-- GIVEN MATERIAL start --

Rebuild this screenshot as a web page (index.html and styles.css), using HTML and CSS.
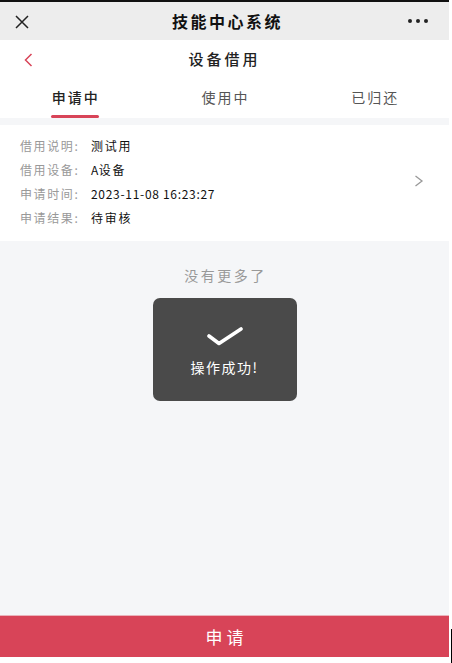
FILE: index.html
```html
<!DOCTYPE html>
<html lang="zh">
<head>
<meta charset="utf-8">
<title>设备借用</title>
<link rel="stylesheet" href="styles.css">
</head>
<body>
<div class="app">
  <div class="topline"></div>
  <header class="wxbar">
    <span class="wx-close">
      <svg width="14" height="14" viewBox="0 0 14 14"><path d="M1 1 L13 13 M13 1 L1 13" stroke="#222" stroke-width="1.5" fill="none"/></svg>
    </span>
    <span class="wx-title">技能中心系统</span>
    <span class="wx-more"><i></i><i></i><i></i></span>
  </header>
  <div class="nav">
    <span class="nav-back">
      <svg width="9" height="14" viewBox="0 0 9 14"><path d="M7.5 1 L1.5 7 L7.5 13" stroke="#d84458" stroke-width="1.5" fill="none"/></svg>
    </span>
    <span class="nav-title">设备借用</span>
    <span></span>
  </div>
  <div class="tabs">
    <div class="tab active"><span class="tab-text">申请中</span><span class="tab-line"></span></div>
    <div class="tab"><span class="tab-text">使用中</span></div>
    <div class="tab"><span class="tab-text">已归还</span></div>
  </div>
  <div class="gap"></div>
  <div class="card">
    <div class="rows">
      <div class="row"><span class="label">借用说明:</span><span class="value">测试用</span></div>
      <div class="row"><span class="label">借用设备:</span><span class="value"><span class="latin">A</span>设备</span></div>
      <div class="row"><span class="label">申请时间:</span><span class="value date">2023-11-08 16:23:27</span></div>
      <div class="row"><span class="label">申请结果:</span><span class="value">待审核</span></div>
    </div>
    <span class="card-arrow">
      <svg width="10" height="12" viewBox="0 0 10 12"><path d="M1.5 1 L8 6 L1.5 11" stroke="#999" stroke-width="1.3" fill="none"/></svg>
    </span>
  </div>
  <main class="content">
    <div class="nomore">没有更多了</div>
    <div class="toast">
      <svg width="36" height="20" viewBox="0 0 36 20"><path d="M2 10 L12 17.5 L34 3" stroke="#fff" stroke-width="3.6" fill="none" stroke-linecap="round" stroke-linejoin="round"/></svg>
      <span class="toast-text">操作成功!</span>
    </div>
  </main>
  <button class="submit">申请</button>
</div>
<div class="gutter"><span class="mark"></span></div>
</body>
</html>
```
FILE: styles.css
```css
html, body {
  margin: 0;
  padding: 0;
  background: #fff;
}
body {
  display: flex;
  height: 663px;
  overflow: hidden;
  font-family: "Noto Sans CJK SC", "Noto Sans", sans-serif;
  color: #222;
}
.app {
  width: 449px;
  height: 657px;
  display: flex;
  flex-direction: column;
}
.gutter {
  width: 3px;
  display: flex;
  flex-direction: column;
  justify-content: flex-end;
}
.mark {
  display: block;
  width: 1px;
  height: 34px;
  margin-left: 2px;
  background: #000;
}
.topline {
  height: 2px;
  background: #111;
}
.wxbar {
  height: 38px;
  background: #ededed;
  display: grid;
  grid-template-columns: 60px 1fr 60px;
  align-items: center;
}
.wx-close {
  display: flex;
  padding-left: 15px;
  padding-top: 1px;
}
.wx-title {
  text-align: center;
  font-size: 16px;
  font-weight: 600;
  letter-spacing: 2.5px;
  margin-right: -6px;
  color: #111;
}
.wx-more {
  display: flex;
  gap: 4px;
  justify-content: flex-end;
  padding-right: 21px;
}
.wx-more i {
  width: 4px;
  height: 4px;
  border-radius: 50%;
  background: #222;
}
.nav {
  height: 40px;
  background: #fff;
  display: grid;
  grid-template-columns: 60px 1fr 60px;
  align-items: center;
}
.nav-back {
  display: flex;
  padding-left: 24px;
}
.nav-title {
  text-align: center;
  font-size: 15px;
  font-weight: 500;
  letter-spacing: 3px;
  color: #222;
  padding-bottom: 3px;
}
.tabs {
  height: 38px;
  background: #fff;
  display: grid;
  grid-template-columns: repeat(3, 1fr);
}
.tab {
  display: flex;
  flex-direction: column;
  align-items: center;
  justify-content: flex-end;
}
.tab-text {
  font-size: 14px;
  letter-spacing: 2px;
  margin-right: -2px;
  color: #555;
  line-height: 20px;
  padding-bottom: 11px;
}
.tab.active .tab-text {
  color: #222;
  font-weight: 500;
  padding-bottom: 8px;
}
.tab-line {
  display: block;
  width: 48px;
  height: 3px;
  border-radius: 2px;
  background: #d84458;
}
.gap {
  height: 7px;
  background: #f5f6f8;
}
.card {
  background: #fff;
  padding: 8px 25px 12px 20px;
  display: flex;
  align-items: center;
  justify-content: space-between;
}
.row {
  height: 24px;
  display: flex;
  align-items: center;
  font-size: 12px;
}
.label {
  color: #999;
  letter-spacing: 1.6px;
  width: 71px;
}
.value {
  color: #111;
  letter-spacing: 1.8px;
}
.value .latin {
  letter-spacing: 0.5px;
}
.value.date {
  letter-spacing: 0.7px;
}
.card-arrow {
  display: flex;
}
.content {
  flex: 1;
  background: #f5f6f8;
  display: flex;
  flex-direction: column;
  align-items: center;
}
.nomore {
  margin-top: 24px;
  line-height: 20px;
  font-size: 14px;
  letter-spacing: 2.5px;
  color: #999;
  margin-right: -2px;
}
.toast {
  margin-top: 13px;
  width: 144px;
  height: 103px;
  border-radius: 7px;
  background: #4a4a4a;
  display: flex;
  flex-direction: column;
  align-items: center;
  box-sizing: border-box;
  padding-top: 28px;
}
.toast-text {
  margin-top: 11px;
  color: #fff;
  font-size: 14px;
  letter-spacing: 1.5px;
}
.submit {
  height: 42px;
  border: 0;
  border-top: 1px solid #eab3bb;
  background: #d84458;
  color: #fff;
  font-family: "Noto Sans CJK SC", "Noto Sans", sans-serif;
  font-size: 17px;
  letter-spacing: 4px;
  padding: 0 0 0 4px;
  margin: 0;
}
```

-- GIVEN MATERIAL end --

• TO DO
With the pictures left out, transcribe the material exactly.

• SOLUTION TO THE PROBLEM
Rebuild this screenshot as a web page (index.html and styles.css), using HTML and CSS.
FILE: index.html
```html
<!DOCTYPE html>
<html lang="zh">
<head>
<meta charset="utf-8">
<title>设备借用</title>
<link rel="stylesheet" href="styles.css">
</head>
<body>
<div class="app">
  <div class="topline"></div>
  <header class="wxbar">
    <span class="wx-close">
      <svg width="14" height="14" viewBox="0 0 14 14"><path d="M1 1 L13 13 M13 1 L1 13" stroke="#222" stroke-width="1.5" fill="none"/></svg>
    </span>
    <span class="wx-title">技能中心系统</span>
    <span class="wx-more"><i></i><i></i><i></i></span>
  </header>
  <div class="nav">
    <span class="nav-back">
      <svg width="9" height="14" viewBox="0 0 9 14"><path d="M7.5 1 L1.5 7 L7.5 13" stroke="#d84458" stroke-width="1.5" fill="none"/></svg>
    </span>
    <span class="nav-title">设备借用</span>
    <span></span>
  </div>
  <div class="tabs">
    <div class="tab active"><span class="tab-text">申请中</span><span class="tab-line"></span></div>
    <div class="tab"><span class="tab-text">使用中</span></div>
    <div class="tab"><span class="tab-text">已归还</span></div>
  </div>
  <div class="gap"></div>
  <div class="card">
    <div class="rows">
      <div class="row"><span class="label">借用说明:</span><span class="value">测试用</span></div>
      <div class="row"><span class="label">借用设备:</span><span class="value"><span class="latin">A</span>设备</span></div>
      <div class="row"><span class="label">申请时间:</span><span class="value date">2023-11-08 16:23:27</span></div>
      <div class="row"><span class="label">申请结果:</span><span class="value">待审核</span></div>
    </div>
    <span class="card-arrow">
      <svg width="10" height="12" viewBox="0 0 10 12"><path d="M1.5 1 L8 6 L1.5 11" stroke="#999" stroke-width="1.3" fill="none"/></svg>
    </span>
  </div>
  <main class="content">
    <div class="nomore">没有更多了</div>
    <div class="toast">
      <svg width="36" height="20" viewBox="0 0 36 20"><path d="M2 10 L12 17.5 L34 3" stroke="#fff" stroke-width="3.6" fill="none" stroke-linecap="round" stroke-linejoin="round"/></svg>
      <span class="toast-text">操作成功!</span>
    </div>
  </main>
  <button class="submit">申请</button>
</div>
<div class="gutter"><span class="mark"></span></div>
</body>
</html>
```
FILE: styles.css
```css
html, body {
  margin: 0;
  padding: 0;
  background: #fff;
}
body {
  display: flex;
  height: 663px;
  overflow: hidden;
  font-family: "Noto Sans CJK SC", "Noto Sans", sans-serif;
  color: #222;
}
.app {
  width: 449px;
  height: 657px;
  display: flex;
  flex-direction: column;
}
.gutter {
  width: 3px;
  display: flex;
  flex-direction: column;
  justify-content: flex-end;
}
.mark {
  display: block;
  width: 1px;
  height: 34px;
  margin-left: 2px;
  background: #000;
}
.topline {
  height: 2px;
  background: #111;
}
.wxbar {
  height: 38px;
  background: #ededed;
  display: grid;
  grid-template-columns: 60px 1fr 60px;
  align-items: center;
}
.wx-close {
  display: flex;
  padding-left: 15px;
  padding-top: 1px;
}
.wx-title {
  text-align: center;
  font-size: 16px;
  font-weight: 600;
  letter-spacing: 2.5px;
  margin-right: -6px;
  color: #111;
}
.wx-more {
  display: flex;
  gap: 4px;
  justify-content: flex-end;
  padding-right: 21px;
}
.wx-more i {
  width: 4px;
  height: 4px;
  border-radius: 50%;
  background: #222;
}
.nav {
  height: 40px;
  background: #fff;
  display: grid;
  grid-template-columns: 60px 1fr 60px;
  align-items: center;
}
.nav-back {
  display: flex;
  padding-left: 24px;
}
.nav-title {
  text-align: center;
  font-size: 15px;
  font-weight: 500;
  letter-spacing: 3px;
  color: #222;
  padding-bottom: 3px;
}
.tabs {
  height: 38px;
  background: #fff;
  display: grid;
  grid-template-columns: repeat(3, 1fr);
}
.tab {
  display: flex;
  flex-direction: column;
  align-items: center;
  justify-content: flex-end;
}
.tab-text {
  font-size: 14px;
  letter-spacing: 2px;
  margin-right: -2px;
  color: #555;
  line-height: 20px;
  padding-bottom: 11px;
}
.tab.active .tab-text {
  color: #222;
  font-weight: 500;
  padding-bottom: 8px;
}
.tab-line {
  display: block;
  width: 48px;
  height: 3px;
  border-radius: 2px;
  background: #d84458;
}
.gap {
  height: 7px;
  background: #f5f6f8;
}
.card {
  background: #fff;
  padding: 8px 25px 12px 20px;
  display: flex;
  align-items: center;
  justify-content: space-between;
}
.row {
  height: 24px;
  display: flex;
  align-items: center;
  font-size: 12px;
}
.label {
  color: #999;
  letter-spacing: 1.6px;
  width: 71px;
}
.value {
  color: #111;
  letter-spacing: 1.8px;
}
.value .latin {
  letter-spacing: 0.5px;
}
.value.date {
  letter-spacing: 0.7px;
}
.card-arrow {
  display: flex;
}
.content {
  flex: 1;
  background: #f5f6f8;
  display: flex;
  flex-direction: column;
  align-items: center;
}
.nomore {
  margin-top: 24px;
  line-height: 20px;
  font-size: 14px;
  letter-spacing: 2.5px;
  color: #999;
  margin-right: -2px;
}
.toast {
  margin-top: 13px;
  width: 144px;
  height: 103px;
  border-radius: 7px;
  background: #4a4a4a;
  display: flex;
  flex-direction: column;
  align-items: center;
  box-sizing: border-box;
  padding-top: 28px;
}
.toast-text {
  margin-top: 11px;
  color: #fff;
  font-size: 14px;
  letter-spacing: 1.5px;
}
.submit {
  height: 42px;
  border: 0;
  border-top: 1px solid #eab3bb;
  background: #d84458;
  color: #fff;
  font-family: "Noto Sans CJK SC", "Noto Sans", sans-serif;
  font-size: 17px;
  letter-spacing: 4px;
  padding: 0 0 0 4px;
  margin: 0;
}
```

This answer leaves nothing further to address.